WHAT IS NEEDED —
Without the pictures, write out all the lines below exactly as they appear.

SOURCE EXCERPT —
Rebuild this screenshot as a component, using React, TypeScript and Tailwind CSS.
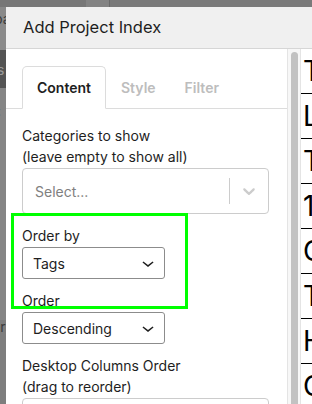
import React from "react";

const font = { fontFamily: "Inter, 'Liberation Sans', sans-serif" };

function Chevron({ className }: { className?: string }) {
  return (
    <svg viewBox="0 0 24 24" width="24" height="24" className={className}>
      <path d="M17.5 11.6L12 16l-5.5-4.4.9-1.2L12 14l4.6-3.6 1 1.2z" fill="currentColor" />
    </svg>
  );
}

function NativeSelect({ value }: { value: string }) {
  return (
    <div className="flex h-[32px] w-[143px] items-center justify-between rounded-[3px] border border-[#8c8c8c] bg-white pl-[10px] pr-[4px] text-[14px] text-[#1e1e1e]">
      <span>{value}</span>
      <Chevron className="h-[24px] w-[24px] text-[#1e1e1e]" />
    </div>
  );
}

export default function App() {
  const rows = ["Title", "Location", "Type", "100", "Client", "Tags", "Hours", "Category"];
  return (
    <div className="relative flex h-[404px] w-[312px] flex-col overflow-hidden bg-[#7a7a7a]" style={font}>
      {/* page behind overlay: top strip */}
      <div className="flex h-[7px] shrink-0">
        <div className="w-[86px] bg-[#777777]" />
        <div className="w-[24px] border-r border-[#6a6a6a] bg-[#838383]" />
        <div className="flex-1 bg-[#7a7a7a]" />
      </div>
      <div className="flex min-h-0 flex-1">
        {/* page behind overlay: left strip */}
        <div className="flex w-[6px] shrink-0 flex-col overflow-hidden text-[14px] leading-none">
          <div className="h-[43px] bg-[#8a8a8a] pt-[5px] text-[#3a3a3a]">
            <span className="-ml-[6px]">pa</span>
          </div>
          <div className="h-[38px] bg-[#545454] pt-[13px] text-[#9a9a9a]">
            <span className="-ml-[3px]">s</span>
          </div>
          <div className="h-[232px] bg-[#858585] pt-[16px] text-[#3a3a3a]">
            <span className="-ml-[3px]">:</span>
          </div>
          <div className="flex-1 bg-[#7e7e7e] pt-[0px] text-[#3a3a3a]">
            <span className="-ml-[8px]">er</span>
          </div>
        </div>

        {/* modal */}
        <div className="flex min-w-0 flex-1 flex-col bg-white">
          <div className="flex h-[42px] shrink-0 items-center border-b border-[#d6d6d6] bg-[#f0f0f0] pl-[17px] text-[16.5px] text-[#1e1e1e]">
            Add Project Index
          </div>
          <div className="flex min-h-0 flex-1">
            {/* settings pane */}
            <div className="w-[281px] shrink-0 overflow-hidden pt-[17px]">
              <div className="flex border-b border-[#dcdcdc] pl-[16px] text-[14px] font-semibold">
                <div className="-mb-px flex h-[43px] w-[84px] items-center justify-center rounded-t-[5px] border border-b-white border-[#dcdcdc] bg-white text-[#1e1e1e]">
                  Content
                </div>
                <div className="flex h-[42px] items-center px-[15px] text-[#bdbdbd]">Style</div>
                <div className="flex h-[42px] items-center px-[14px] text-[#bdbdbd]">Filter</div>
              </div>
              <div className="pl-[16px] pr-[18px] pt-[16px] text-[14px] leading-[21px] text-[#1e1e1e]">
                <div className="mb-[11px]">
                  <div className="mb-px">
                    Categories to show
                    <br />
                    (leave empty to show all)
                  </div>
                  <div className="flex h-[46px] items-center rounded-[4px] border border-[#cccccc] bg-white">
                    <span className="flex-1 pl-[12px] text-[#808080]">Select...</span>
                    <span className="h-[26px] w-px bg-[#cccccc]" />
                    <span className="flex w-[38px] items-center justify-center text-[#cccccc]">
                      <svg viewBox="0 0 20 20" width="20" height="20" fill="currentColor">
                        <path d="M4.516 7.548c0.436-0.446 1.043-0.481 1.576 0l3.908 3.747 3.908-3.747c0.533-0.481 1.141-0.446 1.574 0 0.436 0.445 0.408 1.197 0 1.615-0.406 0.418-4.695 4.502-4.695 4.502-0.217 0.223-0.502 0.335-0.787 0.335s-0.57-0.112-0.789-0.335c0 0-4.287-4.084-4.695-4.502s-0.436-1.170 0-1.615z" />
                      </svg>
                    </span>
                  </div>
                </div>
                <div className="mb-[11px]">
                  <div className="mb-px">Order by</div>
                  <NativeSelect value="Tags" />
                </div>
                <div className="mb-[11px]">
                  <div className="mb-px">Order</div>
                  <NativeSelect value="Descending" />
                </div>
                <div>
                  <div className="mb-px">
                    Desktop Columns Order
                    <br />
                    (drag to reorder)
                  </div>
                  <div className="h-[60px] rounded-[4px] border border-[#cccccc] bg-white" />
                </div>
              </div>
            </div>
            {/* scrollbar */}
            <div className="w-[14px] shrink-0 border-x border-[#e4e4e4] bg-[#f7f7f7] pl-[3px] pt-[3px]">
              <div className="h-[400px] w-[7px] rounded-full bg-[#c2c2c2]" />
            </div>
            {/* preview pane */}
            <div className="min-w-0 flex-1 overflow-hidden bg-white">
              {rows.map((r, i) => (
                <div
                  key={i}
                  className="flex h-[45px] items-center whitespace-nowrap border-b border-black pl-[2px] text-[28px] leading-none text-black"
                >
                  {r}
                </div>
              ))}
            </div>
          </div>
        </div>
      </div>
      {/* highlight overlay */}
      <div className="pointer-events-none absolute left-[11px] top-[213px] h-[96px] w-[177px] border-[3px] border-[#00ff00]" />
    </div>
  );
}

REPLY —
Rebuild this screenshot as a component, using React, TypeScript and Tailwind CSS.
import React from "react";

const font = { fontFamily: "Inter, 'Liberation Sans', sans-serif" };

function Chevron({ className }: { className?: string }) {
  return (
    <svg viewBox="0 0 24 24" width="24" height="24" className={className}>
      <path d="M17.5 11.6L12 16l-5.5-4.4.9-1.2L12 14l4.6-3.6 1 1.2z" fill="currentColor" />
    </svg>
  );
}

function NativeSelect({ value }: { value: string }) {
  return (
    <div className="flex h-[32px] w-[143px] items-center justify-between rounded-[3px] border border-[#8c8c8c] bg-white pl-[10px] pr-[4px] text-[14px] text-[#1e1e1e]">
      <span>{value}</span>
      <Chevron className="h-[24px] w-[24px] text-[#1e1e1e]" />
    </div>
  );
}

export default function App() {
  const rows = ["Title", "Location", "Type", "100", "Client", "Tags", "Hours", "Category"];
  return (
    <div className="relative flex h-[404px] w-[312px] flex-col overflow-hidden bg-[#7a7a7a]" style={font}>
      {/* page behind overlay: top strip */}
      <div className="flex h-[7px] shrink-0">
        <div className="w-[86px] bg-[#777777]" />
        <div className="w-[24px] border-r border-[#6a6a6a] bg-[#838383]" />
        <div className="flex-1 bg-[#7a7a7a]" />
      </div>
      <div className="flex min-h-0 flex-1">
        {/* page behind overlay: left strip */}
        <div className="flex w-[6px] shrink-0 flex-col overflow-hidden text-[14px] leading-none">
          <div className="h-[43px] bg-[#8a8a8a] pt-[5px] text-[#3a3a3a]">
            <span className="-ml-[6px]">pa</span>
          </div>
          <div className="h-[38px] bg-[#545454] pt-[13px] text-[#9a9a9a]">
            <span className="-ml-[3px]">s</span>
          </div>
          <div className="h-[232px] bg-[#858585] pt-[16px] text-[#3a3a3a]">
            <span className="-ml-[3px]">:</span>
          </div>
          <div className="flex-1 bg-[#7e7e7e] pt-[0px] text-[#3a3a3a]">
            <span className="-ml-[8px]">er</span>
          </div>
        </div>

        {/* modal */}
        <div className="flex min-w-0 flex-1 flex-col bg-white">
          <div className="flex h-[42px] shrink-0 items-center border-b border-[#d6d6d6] bg-[#f0f0f0] pl-[17px] text-[16.5px] text-[#1e1e1e]">
            Add Project Index
          </div>
          <div className="flex min-h-0 flex-1">
            {/* settings pane */}
            <div className="w-[281px] shrink-0 overflow-hidden pt-[17px]">
              <div className="flex border-b border-[#dcdcdc] pl-[16px] text-[14px] font-semibold">
                <div className="-mb-px flex h-[43px] w-[84px] items-center justify-center rounded-t-[5px] border border-b-white border-[#dcdcdc] bg-white text-[#1e1e1e]">
                  Content
                </div>
                <div className="flex h-[42px] items-center px-[15px] text-[#bdbdbd]">Style</div>
                <div className="flex h-[42px] items-center px-[14px] text-[#bdbdbd]">Filter</div>
              </div>
              <div className="pl-[16px] pr-[18px] pt-[16px] text-[14px] leading-[21px] text-[#1e1e1e]">
                <div className="mb-[11px]">
                  <div className="mb-px">
                    Categories to show
                    <br />
                    (leave empty to show all)
                  </div>
                  <div className="flex h-[46px] items-center rounded-[4px] border border-[#cccccc] bg-white">
                    <span className="flex-1 pl-[12px] text-[#808080]">Select...</span>
                    <span className="h-[26px] w-px bg-[#cccccc]" />
                    <span className="flex w-[38px] items-center justify-center text-[#cccccc]">
                      <svg viewBox="0 0 20 20" width="20" height="20" fill="currentColor">
                        <path d="M4.516 7.548c0.436-0.446 1.043-0.481 1.576 0l3.908 3.747 3.908-3.747c0.533-0.481 1.141-0.446 1.574 0 0.436 0.445 0.408 1.197 0 1.615-0.406 0.418-4.695 4.502-4.695 4.502-0.217 0.223-0.502 0.335-0.787 0.335s-0.57-0.112-0.789-0.335c0 0-4.287-4.084-4.695-4.502s-0.436-1.170 0-1.615z" />
                      </svg>
                    </span>
                  </div>
                </div>
                <div className="mb-[11px]">
                  <div className="mb-px">Order by</div>
                  <NativeSelect value="Tags" />
                </div>
                <div className="mb-[11px]">
                  <div className="mb-px">Order</div>
                  <NativeSelect value="Descending" />
                </div>
                <div>
                  <div className="mb-px">
                    Desktop Columns Order
                    <br />
                    (drag to reorder)
                  </div>
                  <div className="h-[60px] rounded-[4px] border border-[#cccccc] bg-white" />
                </div>
              </div>
            </div>
            {/* scrollbar */}
            <div className="w-[14px] shrink-0 border-x border-[#e4e4e4] bg-[#f7f7f7] pl-[3px] pt-[3px]">
              <div className="h-[400px] w-[7px] rounded-full bg-[#c2c2c2]" />
            </div>
            {/* preview pane */}
            <div className="min-w-0 flex-1 overflow-hidden bg-white">
              {rows.map((r, i) => (
                <div
                  key={i}
                  className="flex h-[45px] items-center whitespace-nowrap border-b border-black pl-[2px] text-[28px] leading-none text-black"
                >
                  {r}
                </div>
              ))}
            </div>
          </div>
        </div>
      </div>
      {/* highlight overlay */}
      <div className="pointer-events-none absolute left-[11px] top-[213px] h-[96px] w-[177px] border-[3px] border-[#00ff00]" />
    </div>
  );
}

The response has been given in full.